The European Union has implemented new measures on steel imports and low-value e-commerce parcels, effective from July 1, 2026, as part of efforts to tackle its substantial trade deficit with China and protect strategic European industries.
The package includes a significant tightening of steel import safeguards and the removal of the de minimis customs exemption for small parcels, replaced by a new flat €3 duty.
Brussels has framed the package as essential for the EU’s open strategic autonomy in an era of heightened geopolitical and economic competition.
European Commission President Ursula von der Leyen described the changes as restoring “fairness for European businesses” and better protecting consumers from unsafe products.
The measures sit awkwardly with von der Leyen’s own past position on tariffs: in a February 11, 2025 statement opposing US duties on European steel and aluminium, she called tariffs “taxes, bad for business, worse for consumers”.
From today, customs duties apply to e-commerce parcels worth up to €150 entering the EU.
30 million Europeans work in retail; it's our our largest private-sector employer.
And the surge in low-value online imports has put our retailers at an unfair disadvantage.
Too many of…
— Ursula von der Leyen (@vonderleyen) July 1, 2026
Under the updated steel safeguards the volume of tariff-free steel imports is cut to 18.3 million tonnes per year, a reduction of around 47 per cent from 2024 levels.
Imports exceeding the quota face tariffs of up to 50 per cent (doubled from the previous 25 per cent), with enhanced traceability requirements. Importers must document the country where steel was melted and poured, a rule that applies from October 1, 2026.

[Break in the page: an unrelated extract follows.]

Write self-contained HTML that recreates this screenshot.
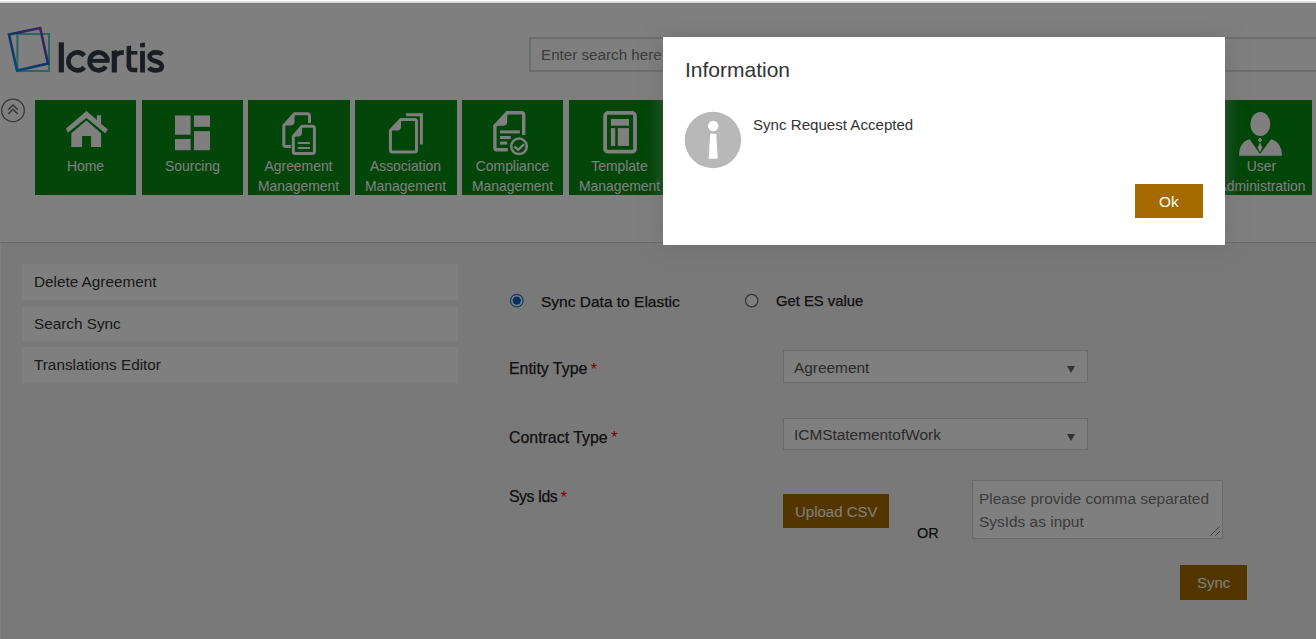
<!DOCTYPE html>
<html><head><meta charset="utf-8">
<style>
*{margin:0;padding:0;box-sizing:border-box}
html,body{width:1316px;height:639px;overflow:hidden;background:#fff;font-family:"Liberation Sans",sans-serif}
.a{position:absolute}
.t{position:absolute;white-space:nowrap;line-height:1}
#page{position:absolute;left:0;top:0;width:1316px;height:639px;background:#fff}
.tile{position:absolute;top:100px;width:101px;height:95px;background:#078c12}
.tl{position:absolute;left:0;width:101px;text-align:center;color:#fff;font-size:13.9px;line-height:20px;white-space:nowrap}
.side{position:absolute;left:22px;width:436px;height:36px;background:#fff}
.side span{position:absolute;left:12px;top:9.6px;font-size:15.3px;line-height:15px;color:#333;white-space:nowrap}
.lbl{position:absolute;font-size:15.5px;line-height:15px;color:#222;white-space:nowrap;-webkit-text-stroke:0.25px #222}
.req{color:#f00;margin-left:3.5px;font-size:16px;position:relative;top:0.5px;-webkit-text-stroke:0}
.sel{position:absolute;left:783px;width:305px;background:#fff;border:1px solid #d5d5d5}
.sel span{position:absolute;left:10px;font-size:15.4px;line-height:15px;color:#555;white-space:nowrap}
.arr{position:absolute;left:283px;width:0;height:0;border-left:4.5px solid transparent;border-right:4.5px solid transparent;border-top:7px solid #666}
.btn{position:absolute;background:#a66b00;color:#fff;white-space:nowrap;line-height:15px}
#ov{position:absolute;left:0;top:3px;width:1316px;height:636px;background:rgba(0,0,0,0.5)}
#modal{position:absolute;left:663px;top:37px;width:562px;height:208px;background:#fff;box-shadow:0 0 18px rgba(100,100,100,0.6)}
</style></head>
<body>
<div id="page">
  <!-- logo -->
  <svg class="a" style="left:0;top:20px" width="60" height="60" viewBox="0 20 60 60">
    <defs>
      <linearGradient id="lg" x1="0" y1="1" x2="1" y2="0">
        <stop offset="0" stop-color="#1c9ae6"/>
        <stop offset="0.5" stop-color="#2262c8"/>
        <stop offset="1" stop-color="#9840aa"/>
      </linearGradient>
    </defs>
    <rect x="17.4" y="34" width="31.6" height="37" fill="none" stroke="#5ec8c2" stroke-width="2.1"/>
    <path d="M9 34.6 L40.2 28 L48 63.6 L17 70.6 Z" fill="none" stroke="url(#lg)" stroke-width="2.6" stroke-linejoin="miter"/>
  </svg>
  <svg class="a" style="left:0;top:0" width="180" height="90" viewBox="0 0 180 90">
    <g fill="#343a44">
      <rect x="58.7" y="42.3" width="5.2" height="30.1"/>
      <rect x="88" y="58.9" width="21.4" height="3.9"/>
      <path d="M111.7 51 L116.9 50 L116.9 72.4 L111.7 72.4 Z"/>
      <path d="M126.6 46.2 L131.1 45.4 L131.1 67 L126.6 67 Z"/>
      <rect x="128.8" y="51" width="8.5" height="3.6"/>
      <path d="M140.1 51 L144.9 51 L144.9 72.4 L140.1 72.4 Z M140.1 43.2 L144.9 42.5 L144.9 47.3 L140.1 47.3 Z"/>
    </g>
    <g fill="none" stroke="#343a44" stroke-width="4.7">
      <path d="M84.26 55.65 A8.95 8.95 0 1 0 84.26 67.15"/>
      <path d="M107.5 60.6 A8.95 8.95 0 1 0 105.9 66.5"/>
      <path d="M114.3 57.5 C115.5 53.8 118.5 52.4 123.8 52.4" stroke-width="4.6"/>
      <path d="M128.85 64 C128.85 69.5 130.8 70.1 133 70.1 L137.3 70.1" stroke-width="4.5"/>
      <path d="M162.2 54.6 C160.5 52.5 158 52.4 155.7 52.4 C152.5 52.4 149.6 53.8 149.6 56.5 C149.6 59.5 152.5 60.3 155.7 61.2 C159 62.1 161.9 63.2 161.9 66.5 C161.9 69.2 159 70.4 155.7 70.4 C152.7 70.4 150.3 69.6 148.9 67.6" stroke-width="4.6"/>
    </g>
  </svg>

  <!-- search -->
  <div class="a" style="left:529px;top:37px;width:800px;height:35px;border:2px solid #dadada;background:#fff"></div>
  <div class="t" style="left:541px;top:47px;font-size:15.2px;color:#777">Enter search here...</div>

  <!-- collapse -->
  <svg class="a" style="left:0;top:97px" width="28" height="28" viewBox="0 0 28 28">
    <circle cx="13" cy="13.4" r="11.3" fill="none" stroke="#666" stroke-width="1.25"/>
    <path d="M8.2 12.8 L13 8.1 L17.8 12.8 M8.2 17 L13 12.3 L17.8 17" fill="none" stroke="#666" stroke-width="1.4"/>
  </svg>

  <div id="tiles">
<div class="tile" style="left:35px"><svg class="a" style="left:0;top:0" width="101" height="95" viewBox="0 0 101 95"><path d="M31.1 28.5 L51.4 11.1 L61.9 20.1 L61.9 15.2 L66.1 15.2 L66.1 23.7 L72.9 29.5 L70.2 33.2 L51.4 17.9 L32.8 32.8 Z" fill="#fff"/><path d="M51.4 20.6 L66.1 33.2 L66.1 46.9 L56.1 46.9 L56.1 36.1 L47.1 36.1 L47.1 46.9 L36.3 46.9 L36.3 33.2 Z" fill="#fff"/></svg><div class="tl" style="top:56px">Home</div></div>
<div class="tile" style="left:142px"><svg class="a" style="left:0;top:0" width="101" height="95" viewBox="0 0 101 95"><rect x="33" y="15.5" width="15.6" height="19.2" fill="#fff"/><rect x="33" y="39" width="15.6" height="11.2" fill="#fff"/><rect x="52" y="15.5" width="16" height="11.3" fill="#fff"/><rect x="52" y="31.2" width="16" height="19" fill="#fff"/></svg><div class="tl" style="top:56px">Sourcing</div></div>
<div class="tile" style="left:248px;width:102px"><svg class="a" style="left:0;top:0" width="101" height="95" viewBox="0 0 101 95"><path d="M42.9 46.5 L37.8 46.5 Q35.8 46.5 35.8 44.5 L35.8 25.5 L46.5 13.8 L59.5 13.8 Q61.5 13.8 61.5 15.8 L61.5 23" fill="none" stroke="#fff" stroke-width="3"/><path d="M35.8 25.5 L46.5 13.8 L46.5 21.5 Q46.5 25.5 42.5 25.5 Z" fill="#fff"/><path d="M45.3 36.5 L45.3 51.4 Q45.3 53.4 47.3 53.4 L64.4 53.4 Q66.4 53.4 66.4 51.4 L66.4 28.3 Q66.4 26.3 64.4 26.3 L54 26.3 Z" fill="none" stroke="#fff" stroke-width="3" stroke-linejoin="round"/><path d="M45.3 36.5 L54 26.3 L54 32.5 Q54 36.5 50 36.5 Z" fill="#fff"/><path d="M49.8 42.9 H61.9 M49.8 48 H61.9" stroke="#fff" stroke-width="2"/></svg><div class="tl" style="top:56px">Agreement</div><div class="tl" style="top:76px">Management</div></div>
<div class="tile" style="left:355px;width:102px"><svg class="a" style="left:0;top:0" width="101" height="95" viewBox="0 0 101 95"><path d="M51.1 14.7 H66.4 V44.6" fill="none" stroke="#fff" stroke-width="3"/><path d="M35.4 30.5 L35.4 50.1 Q35.4 52.1 37.4 52.1 L59.5 52.1 Q61.5 52.1 61.5 50.1 L61.5 21.4 Q61.5 19.4 59.5 19.4 L46 19.4 Z" fill="none" stroke="#fff" stroke-width="3" stroke-linejoin="round"/><path d="M35.4 30.5 L46 19.4 L46 26.5 Q46 30.5 42 30.5 Z" fill="#fff"/></svg><div class="tl" style="top:56px">Association</div><div class="tl" style="top:76px">Management</div></div>
<div class="tile" style="left:462px"><svg class="a" style="left:0;top:0" width="101" height="95" viewBox="0 0 101 95"><path d="M45.8 49.8 L34.9 49.8 Q32.9 49.8 32.9 47.8 L32.9 26 L45.2 12.7 L59.7 12.7 Q61.7 12.7 61.7 14.7 L61.7 35.1" fill="none" stroke="#fff" stroke-width="3.4"/><path d="M32.9 26 L45.2 12.7 L45.2 21.5 Q45.2 25.7 41 25.7 Z" fill="#fff"/><rect x="38" y="30.4" width="19.9" height="3" fill="#fff"/><rect x="38" y="36" width="10.8" height="3" fill="#fff"/><rect x="38" y="41.6" width="7.2" height="3" fill="#fff"/><circle cx="57" cy="46.3" r="7.8" fill="none" stroke="#fff" stroke-width="2.5"/><path d="M52.3 46.3 L56.1 49.8 L62.2 44.2" fill="none" stroke="#fff" stroke-width="2.5"/></svg><div class="tl" style="top:56px">Compliance</div><div class="tl" style="top:76px">Management</div></div>
<div class="tile" style="left:569px;width:102px"><svg class="a" style="left:0;top:0" width="101" height="95" viewBox="0 0 101 95"><rect x="36.1" y="12.9" width="29.9" height="38.8" rx="3" fill="none" stroke="#fff" stroke-width="3.8"/><rect x="41.9" y="19" width="18.1" height="6.7" fill="#fff"/><rect x="41.9" y="28.1" width="4.3" height="17.8" fill="#fff"/><rect x="48.8" y="28.1" width="11.2" height="17.8" fill="#fff"/></svg><div class="tl" style="top:56px">Template</div><div class="tl" style="top:76px">Management</div></div>
<div class="tile" style="left:675px"></div>
<div class="tile" style="left:782px"></div>
<div class="tile" style="left:889px"></div>
<div class="tile" style="left:996px"></div>
<div class="tile" style="left:1103px"></div>
<div class="tile" style="left:1211px"><svg class="a" style="left:-1px;top:0" width="101" height="95" viewBox="0 0 101 95"><ellipse cx="50.3" cy="23.9" rx="10" ry="12" fill="#fff"/><path d="M29.1 55.8 C29.1 46 33 41 39.6 39.3 L50 54 L61.1 39.3 C67.5 41 71.9 46 71.9 55.8 Z" fill="#fff"/><path d="M50 37.6 L52.2 40 L50 42.4 L47.8 40 Z M50 42.6 L52.4 47.5 L50 52.6 L47.6 47.5 Z" fill="#fff"/></svg><div class="tl" style="top:56px">User</div><div class="tl" style="top:76px">Administration</div></div>
</div>

  <!-- lower area -->
  <div class="a" style="left:0;top:242px;width:1316px;height:1px;background:#d2d2d2"></div>
  <div class="a" style="left:1px;top:243px;width:1315px;height:396px;background:#f3f3f3"></div>

  <div class="side" style="top:264px"><span>Delete Agreement</span></div>
  <div class="side" style="top:306px"><span>Search Sync</span></div>
  <div class="side" style="top:347px"><span>Translations Editor</span></div>

  <!-- radios -->
  <svg class="a" style="left:508px;top:292px" width="18" height="18" viewBox="0 0 18 18">
    <circle cx="8.8" cy="8.6" r="6.3" fill="#fff" stroke="#1a6ed8" stroke-width="1.2"/>
    <circle cx="8.8" cy="8.6" r="4.2" fill="#0b63ce"/>
  </svg>
  <div class="lbl" style="left:541px;top:294px">Sync Data to Elastic</div>
  <svg class="a" style="left:743px;top:292px" width="18" height="18" viewBox="0 0 18 18">
    <circle cx="8.7" cy="8.6" r="6.2" fill="#fff" stroke="#666" stroke-width="1.2"/>
  </svg>
  <div class="lbl" style="left:776px;top:294px;font-size:14.8px">Get ES value</div>

  <div class="lbl" style="left:509px;top:361.3px;font-size:15.9px">Entity Type<span class="req">*</span></div>
  <div class="sel" style="top:350px;height:33px"><span style="top:9px">Agreement</span><div class="arr" style="top:15px"></div></div>

  <div class="lbl" style="left:509px;top:429.5px;font-size:15.9px">Contract Type<span class="req">*</span></div>
  <div class="sel" style="top:418px;height:32px"><span style="top:7.5px">ICMStatementofWork</span><div class="arr" style="top:15px"></div></div>

  <div class="lbl" style="left:509px;top:489px;font-size:15.9px;letter-spacing:-0.55px">Sys Ids<span class="req">*</span></div>
  <div class="btn" style="left:783px;top:494px;width:106px;height:34px;font-size:15px;padding:10px 0 0 12px">Upload CSV</div>
  <div class="lbl" style="left:917px;top:526px;font-size:14.5px">OR</div>
  <div class="a" style="left:972px;top:480px;width:251px;height:59px;border:1px solid #d5d5d5;background:#fff"></div>
  <div class="t" style="left:979px;top:487px;font-size:15.45px;line-height:23px;color:#777;white-space:normal;width:240px">Please provide comma separated<br>SysIds as input</div>
  <svg class="a" style="left:1208px;top:524px" width="14" height="14" viewBox="0 0 14 14">
    <path d="M2 12 L12 2 M7 12 L12 7" stroke="#888" stroke-width="1"/>
  </svg>
  <div class="btn" style="left:1180px;top:565px;width:67px;height:35px;font-size:15px;padding:10px 0 0 17px">Sync</div>
</div>

<div id="ov"></div>
<div class="a" style="left:0;top:0;width:1316px;height:1px;background:#fff"></div>
<div class="a" style="left:0;top:1px;width:1316px;height:2px;background:#dcdde1"></div>
<div class="a" style="left:0;top:3px;width:1316px;height:1px;background:#7b7b7b"></div>

<div id="modal">
  <div class="t" style="left:22px;top:22px;font-size:21px;color:#333">Information</div>
  <svg class="a" style="left:21px;top:74px" width="58" height="58" viewBox="0 0 58 58">
    <circle cx="28.9" cy="29" r="28.2" fill="#b8b8b8"/>
    <circle cx="29.2" cy="15" r="5.2" fill="#fff"/>
    <path d="M26.2 22.8 L32.3 22.8 L33.7 47.8 L24.7 47.8 Z" fill="#fff"/>
  </svg>
  <div class="t" style="left:90px;top:80px;font-size:15.1px;color:#333">Sync Request Accepted</div>
  <div class="btn" style="left:472px;top:147px;width:68px;height:34px;font-size:15.3px;padding:10px 0 0 24px">Ok</div>
</div>
</body></html>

The moves aim to shield the EU’s steel sector from global overcapacity, largely attributed to heavily subsidised Chinese production. Global steel overcapacity is projected to reach 721 million tonnes by 2027, according to the OECD, more than five times the EU’s annual consumption.
The EU steel industry has faced mill closures, job losses and decarbonisation costs while contending with a flood of cheaper imports.
Crude steel output has fallen to what the European Steel Association (Eurofer) calls a “historic low”, with EU production of 125.8 million tonnes in 2025 the weakest on record. Eurofer, which represents European steel producers, has long urged stronger safeguards. Its director-general, Axel Eggert, warned in March that European production was shrinking while imports were rising, and pressed policymakers to agree the new measure without weakening it.
The new regulation replaces the steel safeguard in place since 2018, which expired on June 30. MEPs approved it in May by 606 votes to 16, with 39 abstentions.
From July 1, the EU has scrapped the de minimis exemption for parcels valued below €150, introducing a flat €3 customs duty charged per item, according to its tariff classification, rather than per parcel. A shipment containing three different product types therefore attracts three separate charges. The duty is temporary, running until 2028, when standard product-category tariffs take over, and a separate handling fee of about €2 is due to follow in November 2026.
The change targets the surge in direct-to-consumer low-value shipments, particularly from Chinese platforms such as Shein and Temu, which have disrupted European retailers.
Small parcel imports surged to 5.9 billion in 2025 from about 1.4 billion in 2022, with about 90 per cent originating in China, according to the European Commission.
Officials argue that many such goods bypass full taxation, proper safety, environmental and labour standards.
The EU’s trade deficit with China reached around €360 billion in 2025, roughly €1 billion a day, and continued to widen in 2026.
These measures form part of a broader “de-risking” strategy that includes the Critical Raw Materials Act and supply-chain diversification rules limiting reliance on single (often Chinese) suppliers for key components.
China has criticised the steel restrictions and is engaging through World Trade Organisation (WTO) channels.
In May, China’s Ministry of Commerce cautioned the European Union against introducing new steel import rules, stating that China would respond firmly to any discriminatory measures targeting its companies or products.
Chinese Ministry of Foreign Affairs spokesperson Guo Jiakun said on June 30 that China and the EU are “partners, not rivals”.
Beijing has warned that such curbs could harm consumers and global trade.
European businesses are mixed: Steel producers welcome protection, while some retailers and logistics firms fear higher costs and delays.
The regulations reflect growing EU frustration with asymmetric market access.
While the bloc maintains open markets, it faces state-driven Chinese overproduction in sectors like steel, electric vehicles and solar panels.
Additional probes into aluminium, scrap metal and e-commerce platforms (including fines under the Digital Services Act) are ongoing. The Commission opened separate Digital Services Act proceedings against Shein in February 2026 over the sale of illegal products and addictive design.
These steps align with similar actions by the US and others, signalling a coordinated Western shift towards managed trade in strategic goods. Washington scrapped its own $800 de minimis exemption on parcels in 2025.
EU officials insist the measures comply with WTO rules and are not protectionist but defensive, aimed at preserving industrial capacity and levelling the playing field.